Data listing
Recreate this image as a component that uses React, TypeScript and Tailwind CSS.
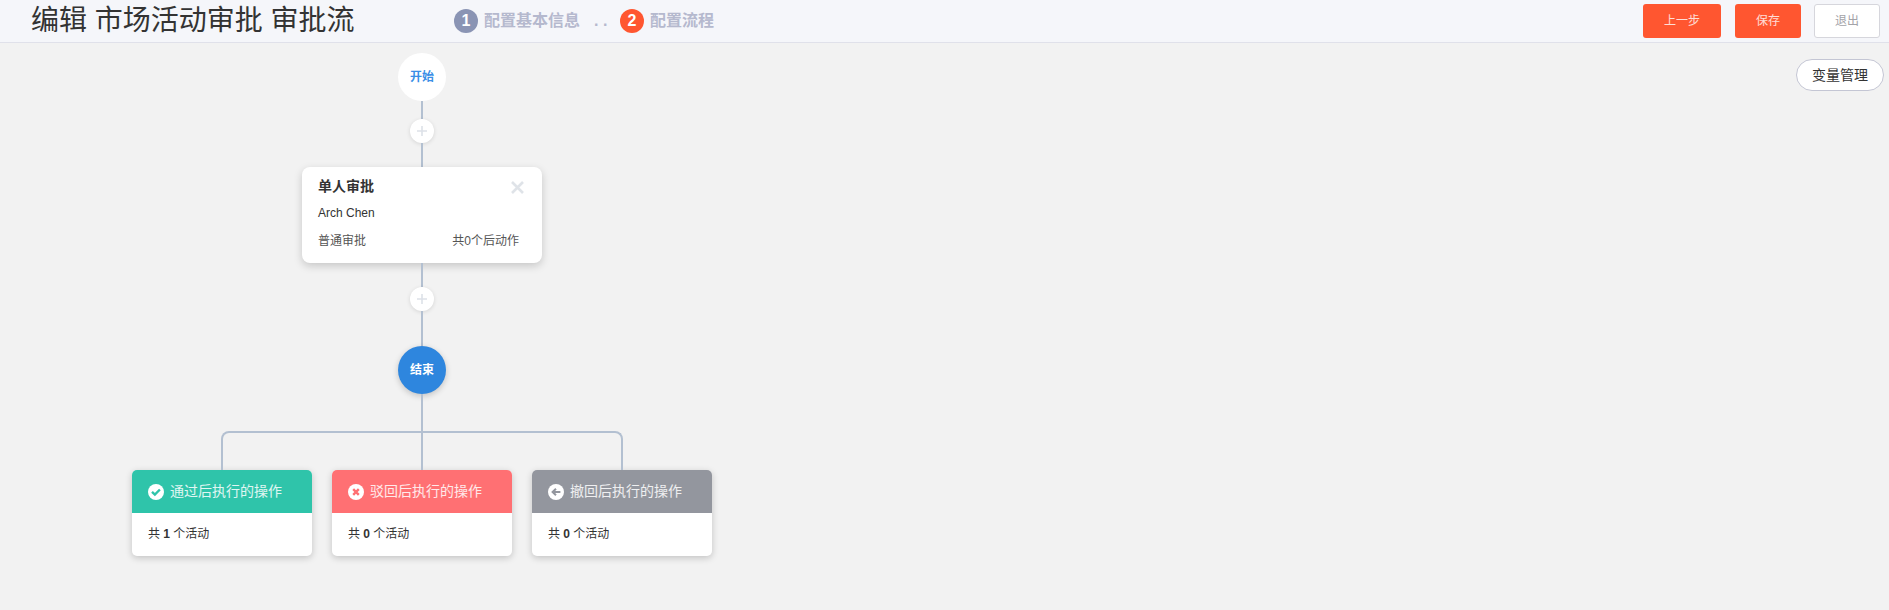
const FONT = "font-['Liberation_Sans','Noto_Sans_CJK_SC',sans-serif]";

function Line({ h }: { h: string }) {
  return <div className={`w-0.5 bg-[#b3c0d1] ${h}`} />;
}

function AddButton() {
  return (
    <div className="flex h-6 w-6 items-center justify-center rounded-full bg-white shadow-[0_1px_4px_rgba(0,0,0,0.12)]">
      <svg width="10" height="10" viewBox="0 0 10 10" className="text-[#dde1e8]">
        <path d="M5 0v10M0 5h10" stroke="currentColor" strokeWidth="1.6" />
      </svg>
    </div>
  );
}

function CheckIcon() {
  return (
    <svg width="16" height="16" viewBox="0 0 16 16" className="shrink-0">
      <circle cx="8" cy="8" r="8" fill="#fff" />
      <path d="M4 7.8l2.9 2.8 5-5.1" fill="none" stroke="#2fc4aa" strokeWidth="2.4" />
    </svg>
  );
}

function CrossIcon() {
  return (
    <svg width="16" height="16" viewBox="0 0 16 16" className="shrink-0">
      <circle cx="8" cy="8" r="8" fill="#fff" />
      <path d="M5.2 5.2l5.6 5.6M10.8 5.2l-5.6 5.6" fill="none" stroke="#ff7073" strokeWidth="2.4" />
    </svg>
  );
}

function BackIcon() {
  return (
    <svg width="16" height="16" viewBox="0 0 16 16" className="shrink-0">
      <circle cx="8" cy="8" r="8" fill="#fff" />
      <path d="M12.4 8H5.5M8 4.8L4.6 8 8 11.2" fill="none" stroke="#93969e" strokeWidth="2" />
    </svg>
  );
}

function ActionCard({ color, icon, title, count }: { color: string; icon: React.ReactNode; title: string; count: number }) {
  return (
    <div className="h-[86px] w-[180px] overflow-hidden rounded-[5px] bg-white shadow-[0_2px_7px_rgba(0,0,0,0.2)]">
      <div className={`flex h-[43px] items-center gap-[6px] pl-4 text-[14px] text-white/85 ${color}`}>
        {icon}
        <span className="-mt-px">{title}</span>
      </div>
      <div className="flex h-[43px] items-center pb-px pl-4 text-[12px] text-[#333]">
        共&nbsp;<b>{count}</b>&nbsp;个活动
      </div>
    </div>
  );
}

export default function App() {
  return (
    <div className={`relative h-screen overflow-hidden bg-[#f2f2f2] ${FONT}`}>
      <header className="flex h-[43px] items-center border-b border-[#e0e1ea] bg-[#f5f6fa] pl-[31px] pr-[9px]">
        <h1 className="w-[423px] text-[28px] font-normal text-[#333]">编辑 市场活动审批 审批流</h1>
        <div className="flex items-center text-[16px] font-bold text-[#b5b9ce]">
          <span className="flex h-6 w-6 items-center justify-center rounded-full bg-[#8a94b4] text-white">1</span>
          <span className="ml-[6px]">配置基本信息</span>
          <span className="ml-[14px] w-[26px]">. .</span>
          <span className="flex h-6 w-6 items-center justify-center rounded-full bg-[#ff5630] text-white">2</span>
          <span className="ml-[6px]">配置流程</span>
        </div>
        <div className="ml-auto flex items-center text-[12px]">
          <button className="h-[34px] w-[78px] rounded-[3px] bg-[#ff5630] text-white/80">上一步</button>
          <button className="ml-[14px] h-[34px] w-[66px] rounded-[3px] bg-[#ff5630] text-white/80">保存</button>
          <button className="ml-[13px] h-[34px] w-[66px] rounded-[3px] border border-[#d6d6dc] bg-white text-[#a3a3a8]">退出</button>
        </div>
      </header>

      <button className="absolute left-[1796px] top-[59px] h-8 w-[88px] rounded-full border border-[#c4c6d4] bg-white text-[14px] text-[#333]">
        变量管理
      </button>

      <main className="ml-[132px] flex w-[580px] flex-col items-center pt-[10px]">
        <div className="flex h-12 w-12 items-center justify-center rounded-full bg-white text-[12px] font-bold text-[#3a8ee6]">开始</div>
        <Line h="h-[18px]" />
        <AddButton />
        <Line h="h-6" />
        <div className="flex h-24 w-60 flex-col rounded-lg bg-white px-4 pt-[9px] text-[12px] text-[#333] shadow-[0_3px_9px_rgba(0,0,0,0.18)]">
          <div className="flex items-center justify-between">
            <span className="text-[14px] font-bold leading-5 text-[#333]">单人审批</span>
            <svg width="13" height="13" viewBox="0 0 13 13" className="mr-[2px] mt-[2px] text-[#dfe3e8]">
              <path d="M1 1l11 11M12 1L1 12" stroke="currentColor" strokeWidth="2.6" />
            </svg>
          </div>
          <div className="mt-[9px] leading-4">Arch Chen</div>
          <div className="mt-[12px] flex justify-between pr-[7px] leading-4 text-[#555]">
            <span>普通审批</span>
            <span>共0个后动作</span>
          </div>
        </div>
        <Line h="h-6" />
        <AddButton />
        <Line h="h-[35px]" />
        <div className="flex h-12 w-12 items-center justify-center rounded-full bg-[#2e86de] text-[12px] font-bold text-white shadow-[0_2px_6px_rgba(0,0,0,0.2)]">结束</div>
        <Line h="h-[37px]" />
        <div className="relative h-[39px] w-[402px] rounded-t-lg border-x-2 border-t-2 border-[#b3c0d1]">
          <div className="absolute left-1/2 top-0 h-full w-0.5 -translate-x-1/2 bg-[#b3c0d1]" />
        </div>
        <div className="flex gap-5">
          <ActionCard color="bg-[#2fc4aa]" icon={<CheckIcon />} title="通过后执行的操作" count={1} />
          <ActionCard color="bg-[#ff7073]" icon={<CrossIcon />} title="驳回后执行的操作" count={0} />
          <ActionCard color="bg-[#93969e]" icon={<BackIcon />} title="撤回后执行的操作" count={0} />
        </div>
      </main>
    </div>
  );
}
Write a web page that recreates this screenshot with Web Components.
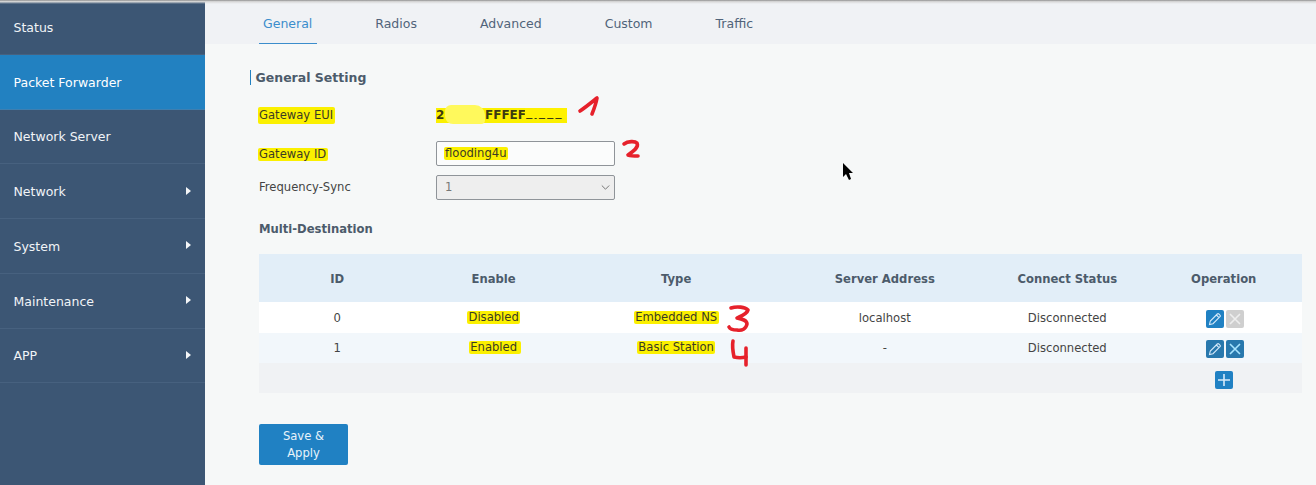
<!DOCTYPE html>
<html lang="en"><head><meta charset="utf-8"><title>Packet Forwarder</title>
<style>
html,body{margin:0;padding:0;height:485px;overflow:hidden;background:#f6f8f8;font:11.6px "DejaVu Sans",sans-serif;color:#3a3f45}
</style></head><body>
<app-shell>
  <side-nav slot="nav">
    <nav-item>Status</nav-item>
    <nav-item active>Packet Forwarder</nav-item>
    <nav-item>Network Server</nav-item>
    <nav-item arrow>Network</nav-item>
    <nav-item arrow>System</nav-item>
    <nav-item arrow>Maintenance</nav-item>
    <nav-item arrow>APP</nav-item>
  </side-nav>
  <tab-bar slot="tabs">
    <tab-item active>General</tab-item>
    <tab-item>Radios</tab-item>
    <tab-item>Advanced</tab-item>
    <tab-item>Custom</tab-item>
    <tab-item>Traffic</tab-item>
  </tab-bar>
  <general-panel></general-panel>
</app-shell>
<script>
function def(name, html, init){
  const t=document.createElement('template');t.innerHTML=html;
  customElements.define(name,class extends HTMLElement{
    constructor(){super();this.attachShadow({mode:'open'}).appendChild(t.content.cloneNode(true));}
    connectedCallback(){if(init&&!this._i){this._i=1;init(this);}}
  });
}
def('app-shell',`<style>
:host{display:flex;position:relative;width:1316px;height:485px;overflow:hidden}
nav{flex:0 0 205px}
main{flex:1;display:flex;flex-direction:column;min-width:0}
.shade{position:absolute;left:0;top:0;right:0;height:4px;background:linear-gradient(#8f8f8f,#d8d8d8 40%,rgba(240,242,245,0));pointer-events:none}
svg{position:absolute;left:0;top:0;pointer-events:none}
</style>
<nav><slot name="nav"></slot></nav>
<main><slot name="tabs"></slot><slot></slot></main>
<div class="shade"></div>
<svg width="1316" height="485" viewBox="0 0 1316 485" fill="none" stroke="#e6212b" stroke-width="3.6" stroke-linecap="round" stroke-linejoin="round">
  <path d="M580 111 C586 107 592 102 597 98 C596 104 594 109 592 114"/>
  <path d="M624 144 C628 141 635 141 637 143 C639 147 634 151 628 155 C631 156 635 156 638 156"/>
  <path d="M731 308 C737 306 745 307 748 310 C747 314 741 316 737 318 C742 319 747 320 747 324 C746 329 742 331 737 330 C733 330 730 329 729 327"/>
  <path d="M733 341 C732 346 733 352 734 357 C738 358 742 358 746 357"/>
  <path d="M746 348 C746 354 746 360 746 365"/>
  <path d="M843 163 L843 177 L846 174 L849 180 L851 179 L849 173 L853 173 Z" fill="#000" stroke="none"/>
</svg>`);
def('side-nav',`<style>:host{display:block;height:485px;background:#3c5674}</style><slot></slot>`);
def('nav-item',`<style>
:host{display:flex;align-items:center;justify-content:space-between;box-sizing:border-box;height:54.75px;padding:1px 14px 0 13.5px;color:#f1f4f7;border-bottom:1px solid #47617f;font-size:12.5px}
:host([active]){background:#2281c1;color:#fff;border-bottom-color:#3f7fb0}
i{display:none;width:0;height:0;border-left:5px solid #f4f6f8;border-top:4.5px solid transparent;border-bottom:4.5px solid transparent;margin-bottom:2px}
:host([arrow]) i{display:block}
</style><slot></slot><i></i>`);
def('tab-bar',`<style>:host{display:flex;box-sizing:border-box;height:44px;padding:0 0 0 54px;background:#f0f2f5;gap:54.5px}</style><slot></slot>`);
def('tab-item',`<style>
:host{display:flex;align-items:center;box-sizing:border-box;height:44px;padding:3px 4.5px 0 4px;color:#51647a;font-size:12.5px;border-bottom:1px solid transparent}
:host([active]){color:#3b8dcc;border-bottom-color:#3b8dcc}
</style><slot></slot>`);
def('mark-text',`<style>:host{display:inline-block;background:#fbf000;color:#3b3b24;padding:0 1.5px;margin:0 -1.5px;line-height:13px;border-radius:2px}
:host([tall]){line-height:17px}
:host([trail]){padding-right:3.5px;margin-right:-3.5px}</style><slot></slot>`);
def('section-title',`<style>
:host{display:block;font-weight:700;font-size:11.6px;color:#4c5b6b;line-height:15px}
:host([bar]){font-size:12.5px;border-left:1px solid #2281c1;padding-left:5px;margin-left:-9.5px}
</style><slot></slot>`);
def('form-row',`<style>
:host{display:flex;align-items:center;height:25px}
.l{flex:0 0 177px;color:#444}
</style><div class="l"><slot name="label"></slot></div><slot></slot>`);
def('eui-value',`<style>
:host{display:block;position:relative;width:131px;height:15px;background:#fbf000;font-weight:700;font-size:12px;line-height:15px;color:#3b3b10;white-space:pre}
.b{position:absolute;background:#fff95c}
.a{left:9px;top:-3px;width:40px;height:19px;border-radius:6px 10px 4px 8px}
.c{left:89px;top:0;width:42px;height:10px;background:#fff200}
span{position:absolute;top:0}
</style><span style="left:0">2</span><span style="left:49px">FFFEF</span><span style="left:89px">E.EEE</span><div class="b a"></div><div class="b c"></div>`);
def('text-field',`<style>
:host{display:block;box-sizing:border-box;width:179px;height:25px;border:1px solid #8f9499;border-radius:2px;background:#fbfcfc;padding:0 8px;line-height:23px;color:#3a3f45}
:host([disabled]){background:#eeeeee;color:#777;position:relative}
svg{position:absolute;right:4px;top:8px}
</style><slot></slot>`,el=>{
  if(el.hasAttribute('disabled')){el.shadowRoot.innerHTML+=`<svg width="9" height="7" viewBox="0 0 9 7"><path d="M.8 1.5 4.5 5.2 8.2 1.5" fill="none" stroke="#777" stroke-width="1"/></svg>`;}
});
def('icon-btn',`<style>
:host{display:inline-flex;align-items:center;justify-content:center;width:18px;height:18px;border-radius:2px;background:#2081c3}
:host([kind=off]){background:#cfcfcf}
:host([kind=dark]){background:#2878ad}
svg{display:block}
</style><svg width="14" height="14" viewBox="0 0 14 14" fill="none"><path/></svg>`,el=>{
  const d={edit:'M1.5 12.5 2.3 9 9.3 2a1 1 0 0 1 1.5 0l1.2 1.2a1 1 0 0 1 0 1.5L5 11.7ZM8.4 3l2.6 2.6',x:'M2 2 12 12M12 2 2 12',add:'M7 1V13M1 7H13'}[el.getAttribute('icon')];
  const p=el.shadowRoot.querySelector('path');p.setAttribute('d',d);
  const k=el.getAttribute('kind');
  p.setAttribute('stroke',k==='off'?'#eeeeee':k==='dark'&&el.getAttribute('icon')==='x'?'#a8e4ff':'#d6eafa');
  p.setAttribute('stroke-width',el.getAttribute('icon')==='edit'?'1.1':'1.6');
});
def('dest-table',`<style>
:host{display:block;width:1043px}
.g{display:grid;grid-template-columns:15% 15% 20% 20% 15% 15%}
.g>div{display:flex;align-items:center;justify-content:center;gap:2px;color:#444}
.h{height:48px;background:#e2eef8}.h>div{font-weight:700;color:#4c5b6b;padding-top:1px}
.r0{height:31px;background:#fff}.r1{height:30px;background:#f2f7fb}.r2{height:30px;background:#f0f2f4}
.r1>div{padding-bottom:1px}
.op{padding-left:2px}
.span{grid-column:6}
icon-btn{margin-top:3px}
</style>
<div class="g h"><div>ID</div><div>Enable</div><div>Type</div><div>Server Address</div><div>Connect Status</div><div>Operation</div></div>
<div class="g r0"><div>0</div><div><mark-text>Disabled</mark-text></div><div><mark-text>Embedded NS</mark-text></div><div>localhost</div><div>Disconnected</div><div class="op"><icon-btn icon="edit"></icon-btn><icon-btn icon="x" kind="off"></icon-btn></div></div>
<div class="g r1"><div>1</div><div><mark-text trail>Enabled</mark-text></div><div><mark-text>Basic Station</mark-text></div><div>-</div><div>Disconnected</div><div class="op"><icon-btn icon="edit" kind="dark"></icon-btn><icon-btn icon="x" kind="dark"></icon-btn></div></div>
<div class="g r2"><div class="span"><icon-btn icon="add"></icon-btn></div></div>`);
def('save-button',`<style>
:host{display:flex;align-items:center;justify-content:center;text-align:center;box-sizing:border-box;width:89px;height:41px;background:#2081c3;color:#e8f3fa;border-radius:2px;line-height:17px;padding:0 16px;margin-top:31px}
</style><slot></slot>`);
def('general-panel',`<style>
:host{display:block;flex:1;padding:26px 0 0 54px}
section-title[bar]{margin-bottom:18px}
form-row{margin-bottom:13px}
form-row.t{margin-bottom:9px}
.md{margin:22px 0 17px}
</style>
<section-title bar>General Setting</section-title>
<form-row><mark-text slot="label" tall>Gateway EUI</mark-text><eui-value></eui-value></form-row>
<form-row class="t"><mark-text slot="label">Gateway ID</mark-text><text-field><mark-text>flooding4u</mark-text></text-field></form-row>
<form-row class="t"><span slot="label" style="display:block;margin-bottom:1px">Frequency-Sync</span><text-field disabled>1</text-field></form-row>
<section-title class="md">Multi-Destination</section-title>
<dest-table></dest-table>
<save-button>Save &amp; Apply</save-button>`);
</script>
</body></html>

» **Task goal**: Go through the records and show every line with the string "React" in it.

» **Written reply**:
Recreate this image as a component that uses React, TypeScript and Tailwind CSS.
function ActionCard({ color, icon, title, count }: { color: string; icon: React.ReactNode; title: string; count: number }) {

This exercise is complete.